The S&P 500 Index is a market-weighted index that tracks the performance of the 500 largest publicly traded U.S. companies and is considered representative of the broad U.S. stock market.
The Bloomberg Global Aggregate Bond Index is a market capitalization-weighted index that tracks the performance of investment grade (rated BBB- or higher by S&P Global Ratings/Fitch Ratings or Baa3 or higher by Moody’s Investors Service) fixed-income securities denominated in 13 currencies.
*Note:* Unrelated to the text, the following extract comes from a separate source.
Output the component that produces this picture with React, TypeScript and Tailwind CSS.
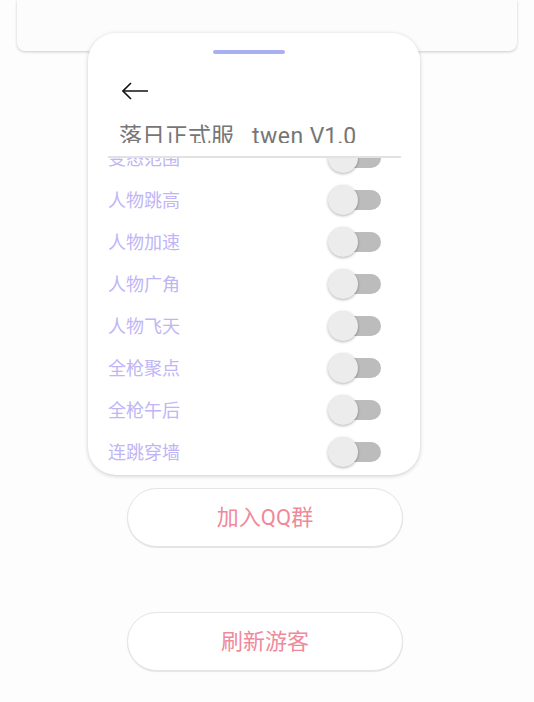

The index reflects reinvestment of all distributions and changes in market prices.
The S&P US Mortgage Backed Securities Index tracks the performance of U.S. dollar-denominated, fixed-rate and adjustable-rate/ hybrid mortgage pass-through securities issued by Ginnie Mae (GNMA), Fannie Mae (FNMA) and Freddie Mac (FHLMC).
The ICE BofA U.S. Corporate Index includes publicly issued, fixed-rate, nonconvertible investment-grade (rated BBB- or higher by S&P Global Ratings and Fitch Ratings or Baa3 or higher by Moody’s Investors Service) dollar-denominated, U.S. Securities and Exchange (SEC)-registered corporate debt having at least one year to maturity.
The ICE BofA U.S. High Yield Constrained Index is a market value-weighted index of all domestic and Yankee high-yield bonds, including deferred interest bonds and payment-in-kind securities, with maturities of one year or more and a credit rating of BB+ or lower by S&P Global Ratings and Fitch Ratings or Ba1 or lower by Moody’s Investors Service, but are not in default.
The ICE BofA U.S. Treasury Index tracks the performance of the direct sovereign debt of the U. S. government.
The Bloomberg Commodity Total Return Index comprises futures contracts and tracks the performance of a fully collateralized investment in the index. This combines the returns of the index with the returns on cash collateral invested in 13-week (three-month) U.S. Treasury bills.
Consumer-price indexes measure changes in the price level of a weighted-average market basket of consumer goods and services purchased by households. A consumer price index is a statistical estimate constructed using the prices of a sample of representative items whose prices are collected periodically.